Fourthly, we must examine Mr. Lall’s statistics in his revisionist narrative. Mr. Lall states “Statistically again, the then Atkinson Field was mobbed daily with regiments of Indians fleeing. There is no other word. The capital flight, intellectual flight, and political refugee flight (a status some would claim in Canada) was unending.” The fact that Mr. Lall mention’s “Atkinson Field” in support of his invisible statistics tells all knowledgeable readers that he is speaking of a pre-independence Guyana. Atkinson was renamed Timehri in recognition of our first citizens right after independence. During the period that Mr. Lall claims Guyana suffered a haemorrhaging of Indo-Guyanese I departed Guyana on Guyana Airways Corporation and most of the people on that flight were Afro-Guyanese and not Indo-Guyanese. On the numerous sojourns to the airport with my late maternal grandfather I never witnessed Timehri overflowing with fleeing Indians. My grandfather had sway at the airport; few portions of the entity were off limits to him. I recalled touring the arrival hall, the tarmac as he shook hands with others and smoked. I remember at nights we will go for a drive to the airport and sit in the viewers’ gallery and most of the people boarding those flights were black. So I challenge Mr. Lall to revise my memory with workable real statistics and not his opinion.
His statistics of 80 to 90 percent of Indians fleeing Guyana during the Burnham ear are debunked by statistics from both Immigration Canada and the US Dept. of Homeland Security data which showed that the largest exodus of Guyanese took place between 1992 and 2014 and if you combine all the Burnham years and all the years before independence you will not get 20% of the departure figures of the so-called “return to democracy” era. A casual request for immigration data (country specific) from the Canadian Statistic Bureau or a click on the following link: https://www.dhs.gov/yearbook-immigration-statistics. This link will allow the reader to look at all legal entries to the United States from Guyana; whether be it visiting or permanent residency. It breaks it down by decade and year and it empirically debunks Mr. Lall’s creative statistics which he provides us no source to verify. Mr. Lall even attributed the almost 90% tertiary level educated exodus as some legacy of Mr. Burnham’s tenure. In doing so, he totally absolved the Jagans, Jagdeo, and Ramotar from any responsibility for this ballooning number. He failed to credit them with the most divisive period in Guyana’s history. A period marked by the total firing of 98% of career foreign service personnel who manned our embassies and consulates. A fact revealed during the libel case Jagdeo –v- Kissoon et al. It was revealed that only three Afro-Guyanese held a diplomatic post; one being my uncle George W. S. Talbot, Jr- Guyana’s current Ambassador to Brazil. The other two were Mrs. Elisabeth Harper and Mr. Brentnol Evans. All three of these stellar Guyanese served their nation for over 20 years and had no other compatriots that looked like them.

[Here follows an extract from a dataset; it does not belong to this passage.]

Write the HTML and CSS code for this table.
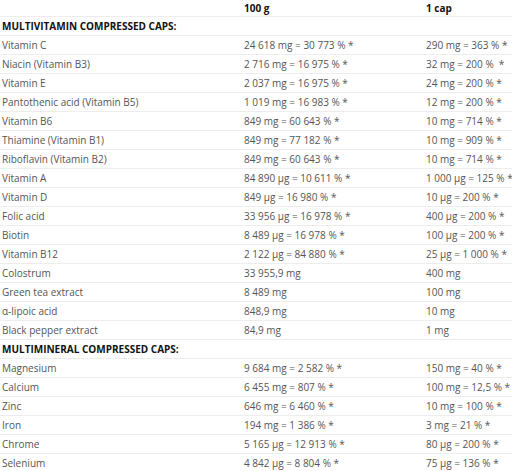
FILE: index.html
```html
<!DOCTYPE html>
<html>
<head>
<meta charset="utf-8">
<link rel="stylesheet" href="styles.css">
</head>
<body>
<table class="facts">
<colgroup><col class="c-name"><col class="c-100"><col class="c-cap"></colgroup>
<thead>
<tr class="head"><th></th><th>100 g</th><th>1 cap</th></tr>
</thead>
<tbody>
<tr class="section"><td>MULTIVITAMIN COMPRESSED CAPS:</td><td></td><td></td></tr>
<tr><td>Vitamin C</td><td>24 618 mg = 30 773 % *</td><td>290 mg = 363 % *</td></tr>
<tr><td>Niacin (Vitamin B3)</td><td>2 716 mg = 16 975 % *</td><td>32 mg = 200 %&nbsp; *</td></tr>
<tr><td>Vitamin E</td><td>2 037 mg = 16 975 % *</td><td>24 mg = 200 % *</td></tr>
<tr><td>Pantothenic acid (Vitamin B5)</td><td>1 019 mg = 16 983 % *</td><td>12 mg = 200 % *</td></tr>
<tr><td>Vitamin B6</td><td>849 mg = 60 643 % *</td><td>10 mg = 714 % *</td></tr>
<tr><td>Thiamine (Vitamin B1)</td><td>849 mg = 77 182 % *</td><td>10 mg = 909 % *</td></tr>
<tr><td>Riboflavin (Vitamin B2)</td><td>849 mg = 60 643 % *</td><td>10 mg = 714 % *</td></tr>
<tr><td>Vitamin A</td><td>84 890 µg = 10 611 % *</td><td>1 000 µg = 125 % *</td></tr>
<tr><td>Vitamin D</td><td>849 µg = 16 980 % *</td><td>10 µg = 200 % *</td></tr>
<tr><td>Folic acid</td><td>33 956 µg = 16 978 % *</td><td>400 µg = 200 % *</td></tr>
<tr><td>Biotin</td><td>8 489 µg = 16 978 % *</td><td>100 µg = 200 % *</td></tr>
<tr><td>Vitamin B12</td><td>2 122 µg = 84 880 % *</td><td>25 µg = 1 000 % *</td></tr>
<tr><td>Colostrum</td><td>33 955,9 mg</td><td>400 mg</td></tr>
<tr><td>Green tea extract</td><td>8 489 mg</td><td>100 mg</td></tr>
<tr><td>α-lipoic acid</td><td>848,9 mg</td><td>10 mg</td></tr>
<tr><td>Black pepper extract</td><td>84,9 mg</td><td>1 mg</td></tr>
<tr class="section"><td>MULTIMINERAL COMPRESSED CAPS:</td><td></td><td></td></tr>
<tr><td>Magnesium</td><td>9 684 mg = 2 582 % *</td><td>150 mg = 40 % *</td></tr>
<tr><td>Calcium</td><td>6 455 mg = 807 % *</td><td>100 mg = 12,5 % *</td></tr>
<tr><td>Zinc</td><td>646 mg = 6 460 % *</td><td>10 mg = 100 % *</td></tr>
<tr><td>Iron</td><td>194 mg = 1 386 % *</td><td>3 mg = 21 % *</td></tr>
<tr><td>Chrome</td><td>5 165 µg = 12 913 % *</td><td>80 µg = 200 % *</td></tr>
<tr><td>Selenium</td><td>4 842 µg = 8 804 % *</td><td>75 µg = 136 % *</td></tr>
</tbody>
</table>
</body>
</html>
```
FILE: styles.css
```css
html, body {
  margin: 0;
  padding: 0;
  background: #ffffff;
}
body {
  font-family: "Open Sans", "Noto Sans", sans-serif;
  font-size: 10px;
  color: #555555;
}
.facts {
  width: 512px;
  border-collapse: collapse;
  table-layout: fixed;
}
.c-name { width: 242px; }
.c-100 { width: 182px; }
.c-cap { width: 88px; }
.facts th,
.facts td {
  padding: 0 0 0 2px;
  height: 18px;
  text-align: left;
  vertical-align: middle;
  white-space: nowrap;
  border-bottom: 1px solid #ededed;
}
.facts .head th {
  height: 16px;
  font-weight: bold;
  color: #111111;
}
.facts .section td {
  font-weight: bold;
  color: #111111;
}
```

My final examination of Mr. Lall’s emotional diatribe is to examine briefly several points he made as he wrapped up the most biased of his numerous contributions to the letters column.
In his “fairness” he failed to demonstrate the evil of LFSB. If this man was so anti-Indian and such a political nemesis to them why did he see to it that all religious holidays important to that population are national celebrations. Why did he usher in Enmore Martyrs’ Day as a national holiday? These are items towards “social cohesion” that Mr. Lall just flew by at sonic break neck speed, to keep that bias narrative of evil Forbes Burnham alive.

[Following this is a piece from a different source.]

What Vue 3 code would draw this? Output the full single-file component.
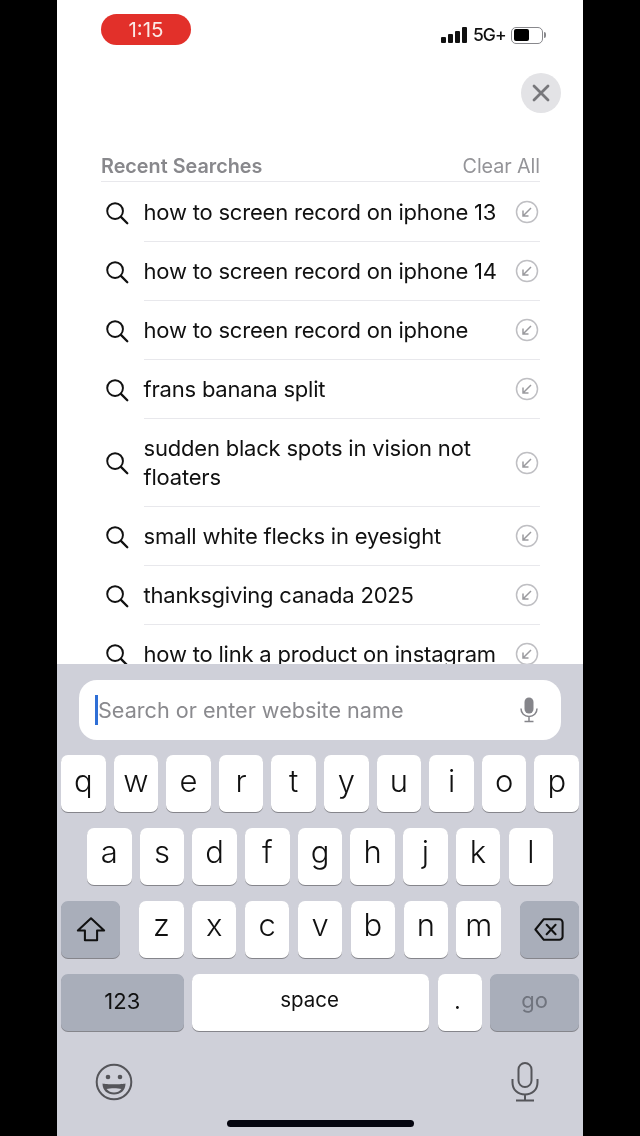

It would be nice for Mr. Lall to tell us which school of thought allowed him to rate Mr. Burnham a mere 20 out of a 100. When Burnham partook in the formation of CARICOM, helped steer the forming of the Non-aligned Movement. He is still the only Guyanese head of state to be invited to the White House on an official state visit, Guest of Her Highness Queen Elizabeth II and the only time in our history that saw world leaders visiting our shores. If Mr. Burnham was ranked so low on the world stage then why was he so sought after by leaders such Indira Gandhi, Fidel Castro, and others.
On the issue of elections fraud the jury is still out on that and while I have access to lots of information this particular subject evades full exposure.
Editor, I have taken much of your precious column space refuting a gentleman I hold in esteem. It is this respect that forced me to decide to take on his bias and revisionist narrative. Even as he spoke of voting for the first time last year he managed to make it about Mr. Burnham and not about the generation behind his (mine) and the one behind mine. We wanted change (jury is still out on that) and his vote for that ticket has afforded us a chance to dream. Mr. Burnham had many flaws; chief among them was his monarchy constitution of 1980 which no succeeding government wants to truly bury. When he pulled up the railroads and shipped them to India for Tata buses and not realizing that he could have opened up Guyana’s interior for faster development. Burnham’s nationalization of many key industries hurt our economic development, it scared potential investors away. These, along with his government’s failure to ensure some fundamental rights such as freedom of the press are spots on his legacy sheets. As intellectuals we should not only highlight Mr. Burnham’s faults, flaws, and shortcomings with dishonest accounting of his tenure. Let us not revise his time on earth to suit our emotive biases. As examiners and recorders of history it is incumbent on us to be objective in such analysis of Mr. Burnham and sadly Mr. Lall did not do this. His review/analysis is at best very callous and can be seen (to use his word) as an “odious” rebuke of Guyana’s first Prime Minister’s tenure. Mr. Burnham and all our leaders deserve to be looked at in totality and not have parts of his legacy picked apart to propagate a false narrative. If we continue down this road of emotive analysis of our past leaders we will never arrive at the healing point.